Para desgracia del Gobierno, cuanto más amplia es la nómina de ‘catastrofistas’ (Banco de España, AIREF, FMI, Cáritas, Eurostat…) mayor es la evidencia de que este epíteto descalificador se ha usado para encubrir una flagrante incompetencia
Por último, y sin abundar más en lo ya apuntado sobre nuestra “realidad institucional”, es preciso citar como factor distorsionador el ejercicio de coexistencia forzada que ha consumido muchas de las energías que habrían sido necesarias para abordar los verdaderos problemas del país. Me refiero a la cobertura que el sector mayoritario del Gobierno ha dado a las obsesiones ideológicas del sector minoritario de ese mismo Gobierno. Obsesiones ancladas en dogmas caducos y en algunos casos destinadas a satisfacer en exclusiva a sectores igualmente minoritarios de la sociedad. Así, se han aprobado polémicas leyes que, en según qué circunstancias, han tenido un efecto contrario al perseguido, y en lugar de, por ejemplo, facilitar el alquiler a los más jóvenes, han complicado el acceso de estos a ese mercado, fomentando de paso el florecimiento de empresas que sobreprotegen al propietario y descuidan el servicio al inquilino; leyes que partiendo de la presunta vulnerabilidad del “okupante” ofrecen a este vías para alargar la estancia ilegal en el inmueble ocupado, potenciando el mercado de la seguridad privada; leyes que buscan reforzar la tutela de los animales y que lo que pueden ocasionar, antes incluso de entrar su reglamento en vigor, es un aumento de los abandonos.
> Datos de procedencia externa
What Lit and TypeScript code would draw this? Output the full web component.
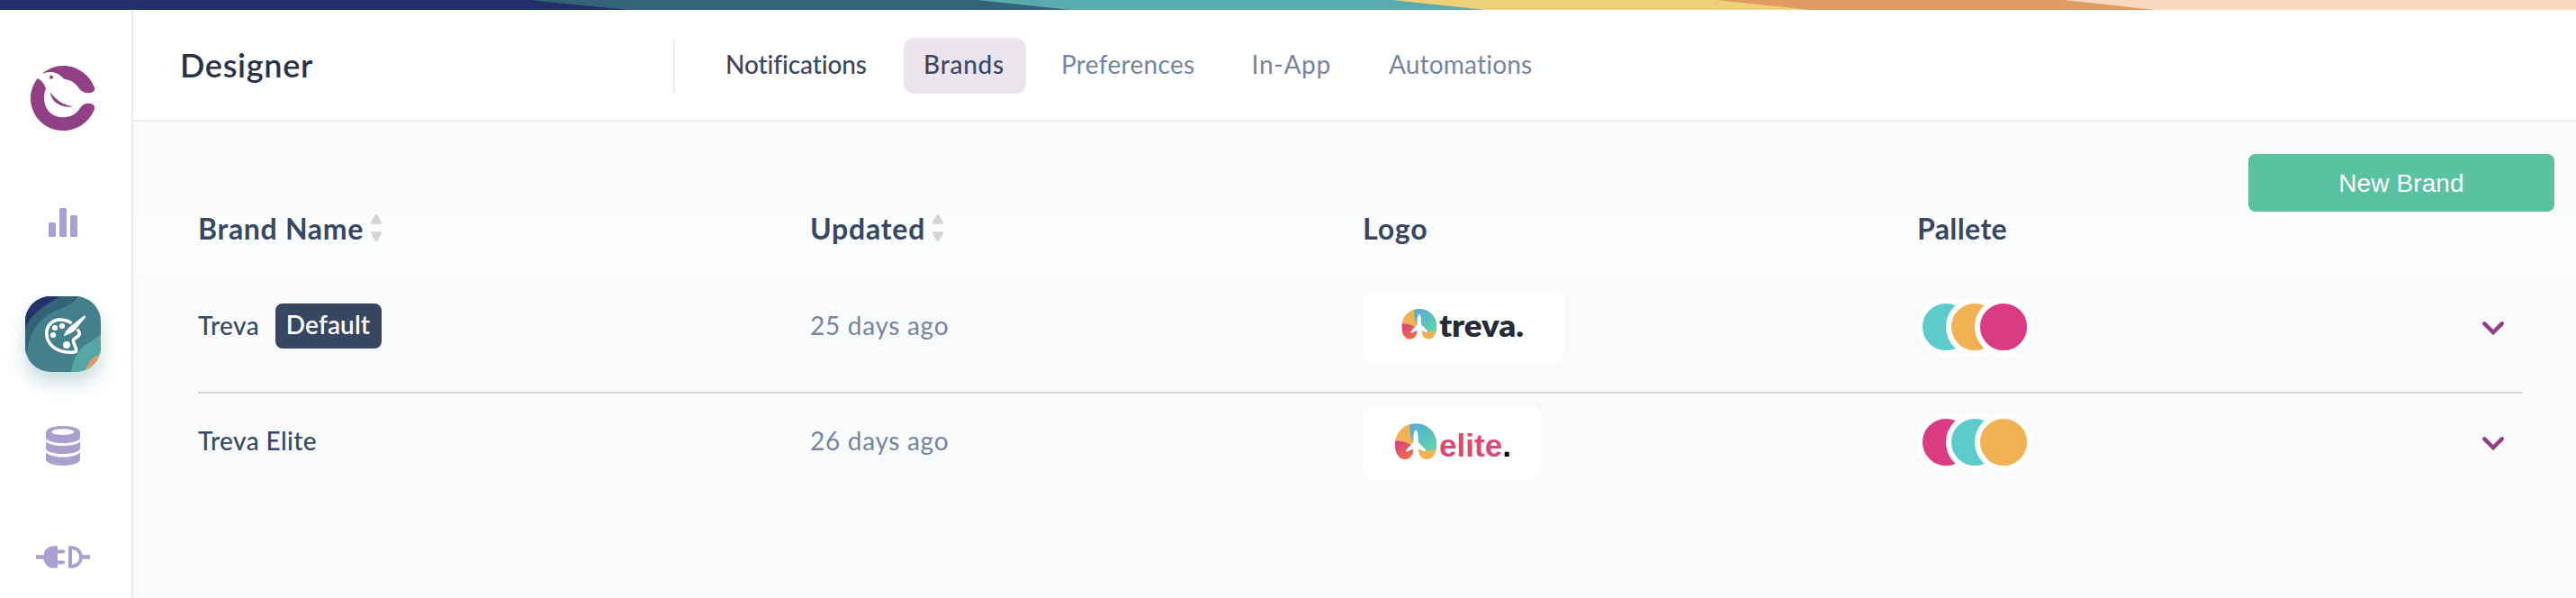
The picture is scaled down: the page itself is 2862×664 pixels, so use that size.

El Gobierno, y el Partido de Pedro Sánchez (PPS), ha empleado sistemáticamente la misma palabra mágica para desacreditar a quienes en algún momento han puesto de relieve algunas de estas realidades/chapuzas: “Catastrofistas”. Mas para desgracia del Gobierno, y del Partido de Pedro Sánchez (PPS), cuanto más amplia es la nómina de catastrofistas (Banco de España, AIREF, FMI, Cáritas, Eurostat, Tomás de la Quadra…) mayor es la evidencia de que este epíteto se ha usado preferentemente como artimaña para encubrir una flagrante incompetencia.
Descrédito institucional, crisis territorial, deterioro de la convivencia, aumento de la pobreza. El Partido de Pedro Sánchez (PPS), con Rodríguez Zapatero de referente, llama a esto progresismo.